The above three methods are the very common ones we adopt in our study routine. However they are not the most effective ones. We do that because it is easy to follow and consume less energy from us. But research shows that more resistance our brain feels while we are studying, more effective we actually are. The above-mentioned methods make us feel that our learning experience is easy like breeze, however our brain muscle is not really being trained.
So here comes the effective learning methods.
Effective learning methods
1. Active Recall
Research shows that nothing beats the power of ‘test’ in learning. One test results in better effectiveness than repetitively reading for four times.
2. Spaced Repetition
This is all about the forgetting curve. Forgetting is inevitable, but we can play around with the forgetting curve to transform the short-term memory to long-term memory. The key point is ‘repetition’ and repeated in a deliberately planned time intervals. If you try to revise the knowledge right after you finish your learning, you still have a fresh memory on that and the the revision activity will not be very effective. A better strategy is to test yourself after some time when you already start forgetting. In this case your brain needs to work harder so that it is exercised more. Revision should be cognitively demanding!
Creating a knowledge mind map can greatly help us to memorize the information and knowledge. If you have a good idea of the overall picture and information structure, you can better related new knowledge to the existing one.
Research shows that switching context of study from time-to-time helps our brain to process and memorize information better. Similar to the spaced repetition strategy, we can smartly plan our study to make or brain works most effectively. It is proven that spread your learning over a period of time works better than binge-learning. For example, instead of studying 1 subject each day and complete 5 subjects in a week, you can interleave 2 or 3 subjects every day.
Strictly-speaking this is not a learning strategy but a general way to motivate people to persist. This method has been mentioned in books and article talking about self-discipline and habit building. This is simply to make a check list and check on it in a regular bases.
How to apply it in practice
Theoretical methods are discussed above, but how to apply them in practice. I tried to practice as much as I could in my last 3 months learning journey. Taking this as an example, there’s a list of actions items that we can take following the effective learning methods.
I read part of the popular tech book Design Data-Intensive Applications two years ago. I actually spend a lot of time reading it in detail, not just glanced through, however I can barely remember what I have learned from that. Early this year, I took out this book and plan to study it again. Then I reflected on my learning methods and realized that I was learning using the least effective methods.

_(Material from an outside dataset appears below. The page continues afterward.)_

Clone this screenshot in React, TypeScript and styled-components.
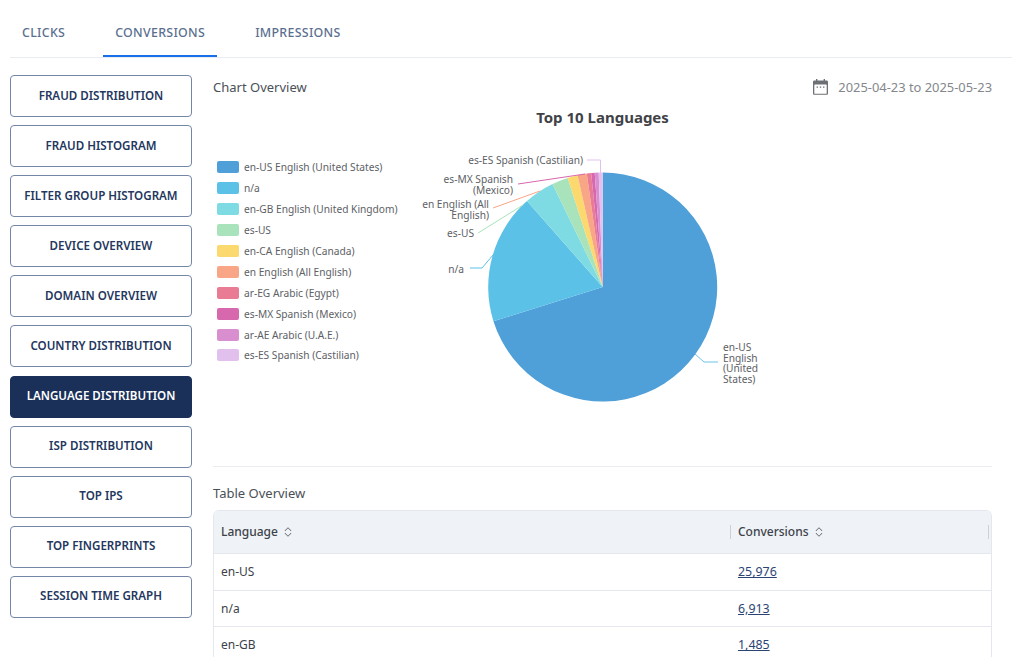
import React, { FC } from 'react';
import styled, { createGlobalStyle } from 'styled-components';

const FONT = `'Noto Sans', 'Open Sans', sans-serif`;

const GlobalStyle = createGlobalStyle`
  html, body {
    margin: 0;
    height: 657px;
    overflow: hidden;
    background: #fff;
    font-family: ${FONT};
  }
`;

const Page = styled.div`
  width: 1024px;
  height: 657px;
  overflow: hidden;
  box-sizing: border-box;
  padding: 8px 12px 0 10px;
`;

const TabBar = styled.div`
  display: flex;
  gap: 26px;
  height: 49px;
  border-bottom: 1px solid #e9ecf1;
`;

const Tab = styled.div<{ $active?: boolean }>`
  height: 49px;
  box-sizing: border-box;
  padding: 2px 12px 0;
  display: flex;
  align-items: center;
  font-size: 12.4px;
  font-weight: 500;
  letter-spacing: 0.3px;
  color: #5b6f8f;
  border-bottom: 2px solid ${p => (p.$active ? '#1a6fe8' : 'transparent')};
`;

const Body = styled.div`
  display: flex;
  margin-top: 17px;
`;

const Sidebar = styled.div`
  width: 182px;
  flex: none;
  display: flex;
  flex-direction: column;
  gap: 8.1px;
`;

const SideButton = styled.div<{ $active?: boolean }>`
  height: 42px;
  box-sizing: border-box;
  padding-bottom: 2px;
  border-radius: 4px;
  border: 1px solid ${p => (p.$active ? '#1a3059' : '#7486a6')};
  background: ${p => (p.$active ? '#1a3059' : '#fff')};
  color: ${p => (p.$active ? '#fff' : '#24375e')};
  display: flex;
  align-items: center;
  justify-content: center;
  font-size: 11.6px;
  font-weight: 600;
  white-space: nowrap;
`;

const Main = styled.div`
  width: 779px;
  margin-left: 21px;
  flex: none;
`;

const HeadRow = styled.div`
  display: flex;
  justify-content: space-between;
  align-items: center;
  height: 24px;
`;

const SectionTitle = styled.div`
  font-size: 13px;
  color: #4a5058;
`;

const DateRange = styled.div`
  display: flex;
  align-items: center;
  gap: 9px;
  font-size: 12.9px;
  color: #84888d;
`;

const ChartTitle = styled.div`
  text-align: center;
  font-size: 15px;
  font-weight: 700;
  color: #3f4347;
  line-height: 20px;
  margin: 8px 0 3px;
`;

const ChartRow = styled.div`
  display: flex;
  height: 330px;
`;

const Legend = styled.div`
  width: 197px;
  flex: none;
  box-sizing: border-box;
  padding: 27px 0 0 4px;
  display: flex;
  flex-direction: column;
`;

const LegendItem = styled.div`
  height: 20.9px;
  display: flex;
  align-items: center;
  gap: 5px;
  font-size: 10.2px;
  color: #5d6166;
  white-space: nowrap;
`;

const Swatch = styled.span<{ $color: string }>`
  width: 22px;
  height: 12px;
  border-radius: 2px;
  background: ${p => p.$color};
`;

const Divider = styled.div`
  height: 1px;
  background: #e9ecf1;
  margin-top: 6px;
`;

const TableTitle = styled(SectionTitle)`
  margin-top: 17px;
  margin-bottom: 8px;
  line-height: 18px;
`;

const Table = styled.div`
  border: 1px solid #e4e8ee;
  border-bottom: 0;
  border-radius: 6px 6px 0 0;
  overflow: hidden;
`;

const Row = styled.div<{ $head?: boolean }>`
  display: grid;
  grid-template-columns: 516px 1fr;
  align-items: center;
  height: ${p => (p.$head ? '42px' : '35.6px')};
  background: ${p => (p.$head ? '#eff2f6' : '#fff')};
  border-bottom: 1px solid #e4e8ee;
  font-size: 12px;
  color: #3c4249;
`;

const Cell = styled.div<{ $head?: boolean; $sep?: boolean; $count?: boolean }>`
  position: relative;
  padding-left: ${p => (p.$sep || p.$count ? '8px' : '7px')};
  padding-bottom: ${p => (p.$head ? '1px' : '0')};
  display: flex;
  align-items: center;
  gap: 6px;
  font-weight: ${p => (p.$head ? 500 : 400)};
  ${p =>
    p.$sep
      ? `&::before {
    content: '';
    position: absolute;
    left: 0;
    top: 2px;
    bottom: 2px;
    width: 1px;
    background: #ccd1d8;
  }
  &::after {
    content: '';
    position: absolute;
    right: 2px;
    top: 2px;
    bottom: 2px;
    width: 1px;
    background: #ccd1d8;
  }`
      : ''}
`;

const CountLink = styled.a`
  color: #2c4474;
  font-size: 12.4px;
  text-decoration: underline;
`;

const CalendarIcon: FC = () => (
  <svg width="17" height="18" viewBox="0 0 17 18">
    <path d="M4 1h1.4v1.6h6.2V1H13v1.6h1.6c.8 0 1.4.6 1.4 1.4v11.4c0 .8-.6 1.4-1.4 1.4H2.4c-.8 0-1.4-.6-1.4-1.4V4c0-.8.6-1.4 1.4-1.4H4z" fill="#6d7074" />
    <rect x="2.3" y="6.4" width="12.4" height="9.3" rx=".5" fill="#fff" />
    <path d="M4.6 8.4H6v1.4H4.6zM7.8 8.4h1.4v1.4H7.8zM11 8.4h1.4v1.4H11z" fill="#6d7074" />
  </svg>
);

const SortIcon: FC = () => (
  <svg width="8" height="10" viewBox="0 0 8 10" fill="none" stroke="#5c6269" strokeWidth="1">
    <path d="M1 3.9 3.2 1.4a1 1 0 0 1 1.6 0L7 3.9" />
    <path d="M1 6.1 3.2 8.6a1 1 0 0 0 1.6 0L7 6.1" />
  </svg>
);

const buttons = [
  'FRAUD DISTRIBUTION',
  'FRAUD HISTOGRAM',
  'FILTER GROUP HISTOGRAM',
  'DEVICE OVERVIEW',
  'DOMAIN OVERVIEW',
  'COUNTRY DISTRIBUTION',
  'LANGUAGE DISTRIBUTION',
  'ISP DISTRIBUTION',
  'TOP IPS',
  'TOP FINGERPRINTS',
  'SESSION TIME GRAPH',
];

// end angle is degrees clockwise from 12 o'clock, read off the chart
const slices = [
  { name: 'en-US English (United States)', color: '#4f9fd8', end: 252.6 },
  { name: 'n/a', color: '#5bc1e6', end: 318.6 },
  { name: 'en-GB English (United Kingdom)', color: '#7fdbe3', end: 334 },
  { name: 'es-US', color: '#a9e3bb', end: 342.2 },
  { name: 'en-CA English (Canada)', color: '#fbd96e', end: 347.3 },
  { name: 'en English (All English)', color: '#f8a686', end: 352 },
  { name: 'ar-EG Arabic (Egypt)', color: '#ea7b94', end: 354.2 },
  { name: 'es-MX Spanish (Mexico)', color: '#d868ad', end: 356 },
  { name: 'ar-AE Arabic (U.A.E.)', color: '#d98fcf', end: 358 },
  { name: 'es-ES Spanish (Castilian)', color: '#e2c0ee', end: 360 },
];

const CX = 602.7;
const CY = 287;
const R = 114.5;

const point = (deg: number) => {
  const a = (deg * Math.PI) / 180;
  return `${(CX + R * Math.sin(a)).toFixed(2)} ${(CY - R * Math.cos(a)).toFixed(2)}`;
};

const wedge = (from: number, to: number) =>
  `M${CX} ${CY}L${point(from)}A${R} ${R} 0 ${to - from > 180 ? 1 : 0} 1 ${point(to)}Z`;

const labels: { x: number; y: number; anchor: 'start' | 'end'; lines: string[] }[] = [
  { x: 723, y: 351, anchor: 'start', lines: ['en-US', 'English', '(United', 'States)'] },
  { x: 464, y: 273, anchor: 'end', lines: ['n/a'] },
  { x: 474, y: 237, anchor: 'end', lines: ['es-US'] },
  { x: 489, y: 208, anchor: 'end', lines: ['en English (All', 'English)'] },
  { x: 513, y: 183, anchor: 'end', lines: ['es-MX Spanish', '(Mexico)'] },
  { x: 583, y: 164, anchor: 'end', lines: ['es-ES Spanish (Castilian)'] },
];

const leaders = [
  { d: 'M695 354 L704 362 L718 362', color: '#6cc3ea' },
  { d: 'M493 255 L482 268 L470 268', color: '#5bc1e6' },
  { d: 'M523 205 L478 233', color: '#a9e3bb' },
  { d: 'M540 191 L493 208', color: '#f8a686' },
  { d: 'M585 174 L518 184', color: '#d868ad' },
  { d: 'M587 160 L600.5 160 L600.5 175', color: '#e2c0ee' },
];

const PieChart: FC = () => (
  <svg width="582" height="330" viewBox="410 130 582 330" fontFamily={FONT} fontSize="10.2" fill="#5d6166">
    {slices.map((s, i) => (
      <path key={s.name} d={wedge(i === 0 ? 0 : slices[i - 1].end, s.end)} fill={s.color} />
    ))}
    {leaders.map(l => (
      <path key={l.d} d={l.d} fill="none" stroke={l.color} strokeWidth="1" />
    ))}
    {labels.map(l => (
      <text key={l.lines[0]} x={l.x} y={l.y} textAnchor={l.anchor}>
        {l.lines.map((t, i) => (
          <tspan key={t} x={l.x} dy={i === 0 ? 0 : 10.6}>
            {t}
          </tspan>
        ))}
      </text>
    ))}
  </svg>
);

const rows = [
  ['en-US', '25,976'],
  ['n/a', '6,913'],
  ['en-GB', '1,485'],
];

const App: FC = () => (
  <>
    <GlobalStyle />
    <Page>
      <TabBar>
        <Tab>CLICKS</Tab>
        <Tab $active>CONVERSIONS</Tab>
        <Tab>IMPRESSIONS</Tab>
      </TabBar>
      <Body>
        <Sidebar>
          {buttons.map(b => (
            <SideButton key={b} $active={b === 'LANGUAGE DISTRIBUTION'}>
              {b}
            </SideButton>
          ))}
        </Sidebar>
        <Main>
          <HeadRow>
            <SectionTitle>Chart Overview</SectionTitle>
            <DateRange>
              <CalendarIcon />
              2025-04-23 to 2025-05-23
            </DateRange>
          </HeadRow>
          <ChartTitle>Top 10 Languages</ChartTitle>
          <ChartRow>
            <Legend>
              {slices.map(s => (
                <LegendItem key={s.name}>
                  <Swatch $color={s.color} />
                  {s.name}
                </LegendItem>
              ))}
            </Legend>
            <PieChart />
          </ChartRow>
          <Divider />
          <TableTitle>Table Overview</TableTitle>
          <Table>
            <Row $head>
              <Cell $head>
                Language <SortIcon />
              </Cell>
              <Cell $head $sep>
                Conversions <SortIcon />
              </Cell>
            </Row>
            {rows.map(([lang, count]) => (
              <Row key={lang}>
                <Cell>{lang}</Cell>
                <Cell $count>
                  <CountLink href="#">{count}</CountLink>
                </Cell>
              </Row>
            ))}
          </Table>
        </Main>
      </Body>
    </Page>
  </>
);

export default App;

Before you start the learning journey
- make your study plan
[Spaced Repetition and Interleaving]
- create your progress check-in sheet
Before start the learning journey, plan it well. It is important to understand the structure of the study topic and come up with a scheduled study plan. This helps in two ways. First it helps you to categorize the information, as said that ‘categorization’ is one of the effective learning strategies. Secondly the visualization of the making progress by checking on the study plan helps to motivate us and encourage us to persist in our learning journey.
- take note in the format as questions, then answer the questions in your own words
- create a mind map and attach the questions and answers to the branches of the map
[Active Recall and Categorization]
When I was reading the book, What I did was to take a lot of notes by copying the content from the book while reading it, and kept reading the first few chapters as I kept forgetting what I have learnt. See how much notes I have taken and they looks so pretty, yet so useless.
The new approach I adopted is to
1) do not take notes by copying from the book, but list out the questions that you think you should be able to answer after studying the book
2) draw the mind map of a chapter and attach the questions and answer to the branches of topics on the map.
After the learning
- revise Anki card
[Active Recall and Spaced Repetition]
- shuffle the topics when revising the Anki card
- take quiz if possible or test yourself
- share your learning by writing an article, preparing presentation slides or creating a video
- teach others
While I talked about the improved learning strategy above, I still need to fight against the forgetting curve. A powerful tool recommended is Anki card. I created decks of flashcards that contains the questions and answers I summarized from the book and revise them from time to time. This really helps a lot. I have gone through tons of interviews in the recent two months, from online assessment quiz and face-to-face interview on CS fundamentals and system designs. A lot of the questions were covered by the DDIA’s topic (application architecture, network protocols, data storage engine, replication and partitioning, transaction and distributed system). I found that I can provide sound answers to most of them as I really grasp the knowledge.
The best way to make sure that you have mastered the knowledge, is to share the knowledge and teach. So here I am. I decided to clear the dust of my blog and started to write more on tech!